С Одерышевым я все-таки встретился.
В субботу сумел застать его дома.
— Здравствуйте, Александр Валентинович… — сказал я, входя в комнату, завешенную, заставленную современными иконками. — Я…
— Вы, наверное, не сюда попали, — перебил меня бородатый парень в синем, с затрепанными рукавами свитере. — Того, кого вы ищете, здесь нет.
— Простите, отец Серафим, — поправился я. — Я из газеты приехал. Поговорить хотелось бы.
Но и с этой поправкой разговор долго не завязывался.
Александр Валентинович, а ныне «отец Серафим» объяснил мне, что по своему сану с мирской прессой беседовать не может.
Потом я узнал, что Одерышев недавно принял постриг. Не здесь, в другой епархии. Теперь он — монах… Почему не в монастыре? Он на приходе постриг принимал. Он — приходской монах. Таких много.
Отвечая на мои вопросы, «отец Серафим» складывал вещи, опять собираясь куда-то уходить. Расстелил на диван женский платок, аккуратно сложил на нем рясу и начал сворачивать узелок.
— Я ушел от мира… — говорил он. — Ушел. Ничего не могу сказать.

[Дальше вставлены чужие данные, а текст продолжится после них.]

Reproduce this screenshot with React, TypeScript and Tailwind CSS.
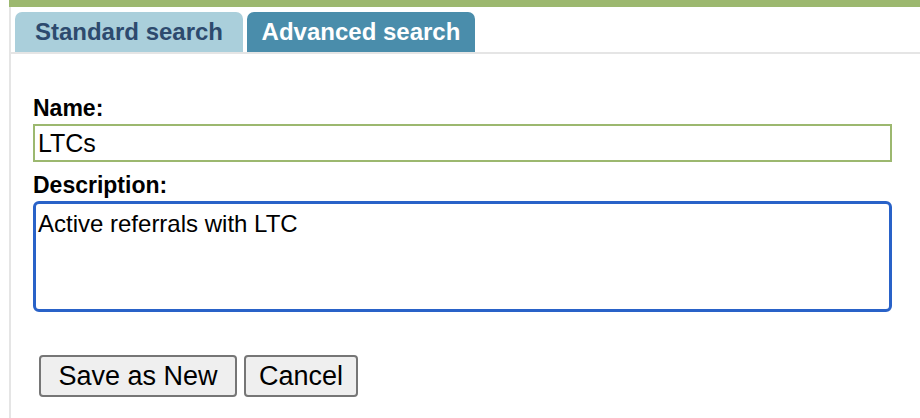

По истории церквей вам лучше в охрану памятников обратиться.
Еще рассказал о келейке, которая где-то у него есть.
Там, в пустыньке, уже и келейник его живет. А он? Он пока здесь. Здесь — паства. Не на кого ее оставить.

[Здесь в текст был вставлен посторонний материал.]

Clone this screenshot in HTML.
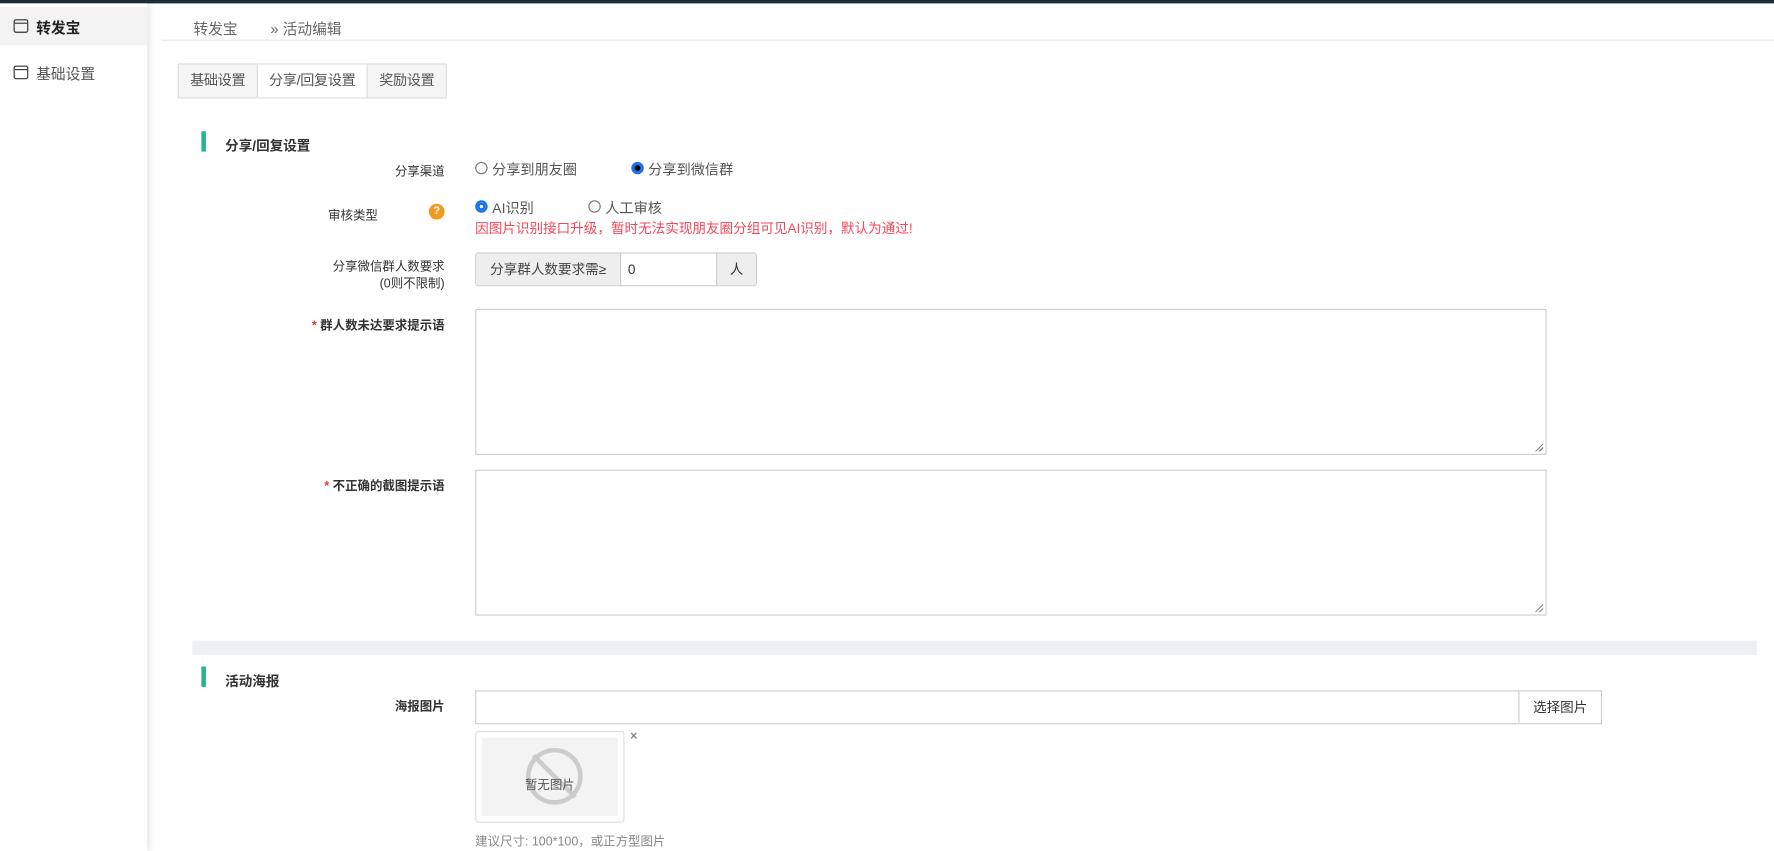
<!DOCTYPE html>
<html><head><meta charset="utf-8"><style>
*{box-sizing:border-box;margin:0;padding:0}
html,body{width:1774px;height:851px;overflow:hidden;background:#fff}
body{font-family:"Liberation Sans","Noto Sans CJK SC",sans-serif;color:#333;font-size:12px;position:relative}
#w{position:absolute;left:0;top:0;width:1568px;height:752px;transform:scale(1.13138,1.13165);transform-origin:0 0}
.top{position:absolute;left:0;top:0;width:1568px;height:3px;background:#1f2b3a}
.side{position:absolute;left:0;top:3px;width:130px;height:749px;background:#fff;box-shadow:2px 0 6px rgba(0,0,0,.12)}
.si{height:34px;display:flex;align-items:center;padding-left:12px;font-size:13px;color:#555}
.si.act{background:#f3f3f3;font-weight:bold;color:#222}
.si i{width:13px;height:12px;border:1.5px solid #333;border-radius:2px;margin-right:7px;position:relative}
.si i:after{content:"";position:absolute;left:0;right:0;top:2px;border-top:1.5px solid #333}
.abs{position:absolute}
.crumb{left:143px;top:6px;width:1425px;height:30px;border-bottom:1px solid #e8e8e8;font-size:13px;color:#666}
.tabs{left:157px;top:56px;display:flex;height:31px}
.tab{border:1px solid #ddd;background:#f5f5f5;padding:0 10px;line-height:29px;font-size:12.5px;color:#555;margin-right:-1px;letter-spacing:-0.3px}
.tab.on{background:#fff}
.sec{font-weight:bold;font-size:12px;color:#333}
.bar{width:4px;height:18px;background:#26b38f}
.lbl{text-align:right;width:230px;font-size:11px;color:#333}
.lblb{font-weight:bold}
.radio{display:inline-flex;align-items:center;font-size:12.5px;color:#555}
.radio b{width:11px;height:11px;border:1px solid #777;border-radius:50%;margin-right:4px;display:inline-block}
.radio b.on{border:3px solid #1a73e8;background:#000}
.radio b.on2{border:2px solid #1a73e8;background:#fff;box-shadow:inset 0 0 0 2px #1a73e8}
.ta{border:1px solid #ccc;background:#fff}
.ta:after{content:"";position:absolute;right:2px;bottom:2px;width:7px;height:7px;background:linear-gradient(135deg,transparent 45%,#888 45%,#888 55%,transparent 55%,transparent 70%,#888 70%,#888 80%,transparent 80%)}
</style></head><body><div id="w">
<div class="top"></div>
<div class="side">
<div class="si act" style="margin-top:3px"><i></i>转发宝</div>
<div class="si" style="margin-top:7px"><i></i>基础设置</div>
</div>
<div class="abs crumb"><span style="position:absolute;left:28px;top:9px">转发宝</span><span style="position:absolute;left:96px;top:9px">» 活动编辑</span></div>
<div class="abs tabs"><div class="tab">基础设置</div><div class="tab on">分享/回复设置</div><div class="tab">奖励设置</div></div>

<div class="abs bar" style="left:178px;top:116px"></div>
<div class="abs sec" style="left:199px;top:120px">分享/回复设置</div>

<div class="abs lbl" style="left:163px;top:143px">分享渠道</div>
<div class="abs radio" style="left:420px;top:139px"><b></b>分享到朋友圈</div>
<div class="abs radio" style="left:558px;top:139px"><b class="on"></b>分享到微信群</div>

<div class="abs lbl" style="left:104px;top:182px">审核类型</div>
<div class="abs" style="left:379px;top:180px;width:14px;height:14px;border-radius:50%;background:#f39a1e;color:#fff;font-size:10px;font-weight:bold;text-align:center;line-height:14px">?</div>
<div class="abs radio" style="left:420px;top:173px"><b class="on2"></b>AI识别</div>
<div class="abs radio" style="left:520px;top:173px"><b></b>人工审核</div>
<div class="abs" style="left:420px;top:193px;font-size:12px;color:#f5475a">因图片识别接口升级，暂时无法实现朋友圈分组可见AI识别，默认为通过!</div>

<div class="abs lbl" style="left:163px;top:229px;line-height:15px">分享微信群人数要求<br>(0则不限制)</div>
<div class="abs" style="left:420px;top:223px;width:249px;height:30px;border:1px solid #ccc;border-radius:3px;display:flex">
<div style="width:128px;background:#eee;border-right:1px solid #ccc;line-height:28px;text-align:center;font-size:12px;color:#444">分享群人数要求需≥</div>
<div style="flex:1;padding-left:6px;line-height:28px;font-size:12px">0</div>
<div style="width:35px;background:#eee;border-left:1px solid #ccc;line-height:28px;text-align:center;font-size:12px">人</div>
</div>

<div class="abs lbl lblb" style="left:163px;top:279px"><span style="color:#e33">*</span> 群人数未达要求提示语</div>
<div class="abs ta" style="left:420px;top:273px;width:947px;height:129px"></div>
<div class="abs lbl lblb" style="left:163px;top:421px"><span style="color:#e33">*</span> 不正确的截图提示语</div>
<div class="abs ta" style="left:420px;top:415px;width:947px;height:129px"></div>

<div class="abs" style="left:170px;top:566px;width:1383px;height:13px;background:#eef1f4"></div>
<div class="abs bar" style="left:178px;top:589px"></div>
<div class="abs sec" style="left:199px;top:593px">活动海报</div>
<div class="abs lbl lblb" style="left:163px;top:616px">海报图片</div>
<div class="abs" style="left:420px;top:610px;width:996px;height:30px;border:1px solid #ccc;display:flex">
<div style="flex:1"></div><div style="width:73px;border-left:1px solid #ccc;background:#fff;line-height:28px;text-align:center;font-size:12px">选择图片</div></div>
<div class="abs" style="left:420px;top:646px;width:132px;height:81px;border:1px solid #ddd;border-radius:3px;padding:5px">
<div style="width:120px;height:69px;background:#f3f3f3;position:relative">
<div style="position:absolute;left:39px;top:9px;width:50px;height:50px;border:4px solid #ccc;border-radius:50%"></div>
<div style="position:absolute;left:62px;top:8px;width:4px;height:52px;background:#ccc;transform:rotate(-45deg)"></div>
<div style="position:absolute;left:0;width:120px;top:33px;text-align:center;font-size:11px;color:#555">暂无图片</div>
</div></div>
<div class="abs" style="left:557px;top:645px;font-size:11px;color:#888;font-weight:bold">×</div>
<div class="abs" style="left:420px;top:735px;font-size:11px;color:#888">建议尺寸: 100*100，或正方型图片</div>
</div></body></html>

Когда я спросил, читал ли он заметку отца Михаила в «Свирских огнях», Одерышев ответил, что мирской прессы не читает. И говорить не хочет, чего там пишут. Впрочем, не удержался и минуту спустя колко заметил, что Артур Рыбка — так звали раньше отца Михаила — может писать что угодно, а ему, монашествующему, надо со смирением переносить все наветы.

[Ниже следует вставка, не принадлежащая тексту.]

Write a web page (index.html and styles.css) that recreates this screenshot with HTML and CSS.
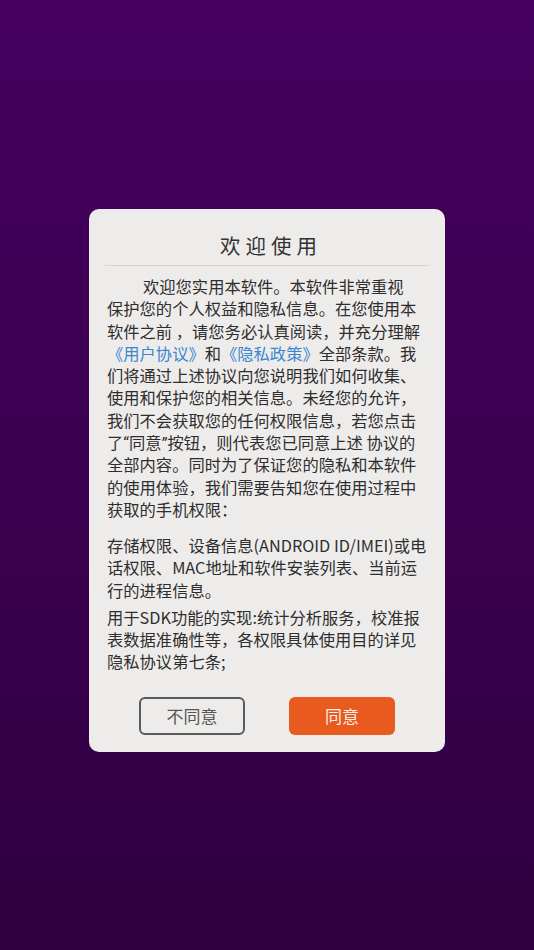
FILE: index.html
```html
<!DOCTYPE html>
<html lang="zh-CN">
<head>
    <meta charset="UTF-8">
    <meta name="viewport" content="width=device-width, initial-scale=1.0">
    <title>欢迎使用</title>
    <link rel="stylesheet" href="styles.css">
</head>
<body>
    <div class="dialog">
        <h2 class="dialog-title">欢迎使用</h2>
        <div class="divider"></div>

        <div class="dialog-body">
            <p class="intro">欢迎您实用本软件。本软件非常重视<br>保护您的个人权益和隐私信息。在您使用本<br>软件之前 ，请您务必认真阅读，并充分理解<br><a href="#" class="link">《用户协议》</a>和<a href="#" class="link">《隐私政策》</a>全部条款。我<br>们将通过上述协议向您说明我们如何收集、<br>使用和保护您的相关信息。未经您的允许，<br>我们不会获取您的任何权限信息，若您点击<br>了<span class="quote">“</span>同意<span class="quote">”</span>按钮，则代表您已同意上述 协议的<br>全部内容。同时为了保证您的隐私和本软件<br>的使用体验，我们需要告知您在使用过程中<br>获取的手机权限：</p>

            <p class="perm">存储权限、设备信息(ANDROID ID/IMEI)或电<br>话权限、MAC地址和软件安装列表、当前运<br>行的进程信息。</p>

            <p class="perm">用于SDK功能的实现:统计分析服务，校准报<br>表数据准确性等，各权限具体使用目的详见<br>隐私协议第七条;</p>
        </div>

        <!-- Buttons -->
        <div class="actions">
            <button class="btn btn-cancel">不同意</button>
            <button class="btn btn-ok">同意</button>
        </div>
    </div>
</body>
</html>
```

FILE: styles.css
```css
html, body {
    height: 100%;
}
body {
    margin: 0;
    padding-top: 209px;
    box-sizing: border-box;
    font-family: "Noto Sans CJK SC", "Noto Sans", sans-serif;
    background: linear-gradient(to bottom, #47005f, #2f0041);
}
.dialog {
    width: 356px;
    margin: 0 auto;
    padding: 22px 0 17px;
    box-sizing: border-box;
    background-color: #eeecea;
    border-radius: 10px;
}
.dialog-title {
    margin: 0;
    font-size: 20.5px;
    font-weight: normal;
    line-height: 28px;
    letter-spacing: 5px;
    text-indent: 8px;
    text-align: center;
    color: #333;
}
.divider {
    height: 1px;
    margin: 6px 16px 0;
    background-color: #d6d3d1;
}
.dialog-body {
    padding: 9px 10px 0 18px;
    font-size: 16.3px;
    line-height: 22.3px;
    color: #2e2e2e;
    white-space: nowrap;
}
.dialog-body p {
    margin: 0;
}
.intro {
    text-indent: 36px;
}
.perm {
    margin-top: 5px !important;
}
.intro + .perm {
    margin-top: 13.7px !important;
}
.link {
    color: #3a86d0;
    text-decoration: none;
}
.quote {
    font-family: Roboto, sans-serif;
    line-height: 1;
}
.actions {
    display: flex;
    justify-content: center;
    gap: 44px;
    margin-top: 24px;
}
.btn {
    width: 106px;
    height: 38px;
    font-family: inherit;
    font-size: 17px;
    border-radius: 6px;
    cursor: pointer;
}
.btn-cancel {
    background-color: transparent;
    border: 2px solid #5a5a5a;
    color: #555;
}
.btn-ok {
    background-color: #e85a1e;
    border: none;
    color: #fdeee6;
}
```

Но со смирением у «отца Серафима» тоже пока не все получалось. Явная, не монашеская ирония сквозила и в его отзыве о местном, Вознесенском приходе.
— Это же в основном хор из клуба… — сказал он. — Им не молитва нужна. Им важно только кто служит…
И получалось, по его словам, что в поселке только одна верующая и осталась. И — Одерышев не произнес этого, но так выходило по смыслу! — потому она и верующая, что в него, Одерышева, еще веру не потеряла.
Разговор затянулся часа на полтора.
Шел он трудно.
Полтора часа ходил «отец Серафим» по комнате. Перекладывал какие-то книги. Снова развязывал и завязывал узелок с рясой. И все время, едва только замечал, что разговор налаживается, обрывал его, комкал…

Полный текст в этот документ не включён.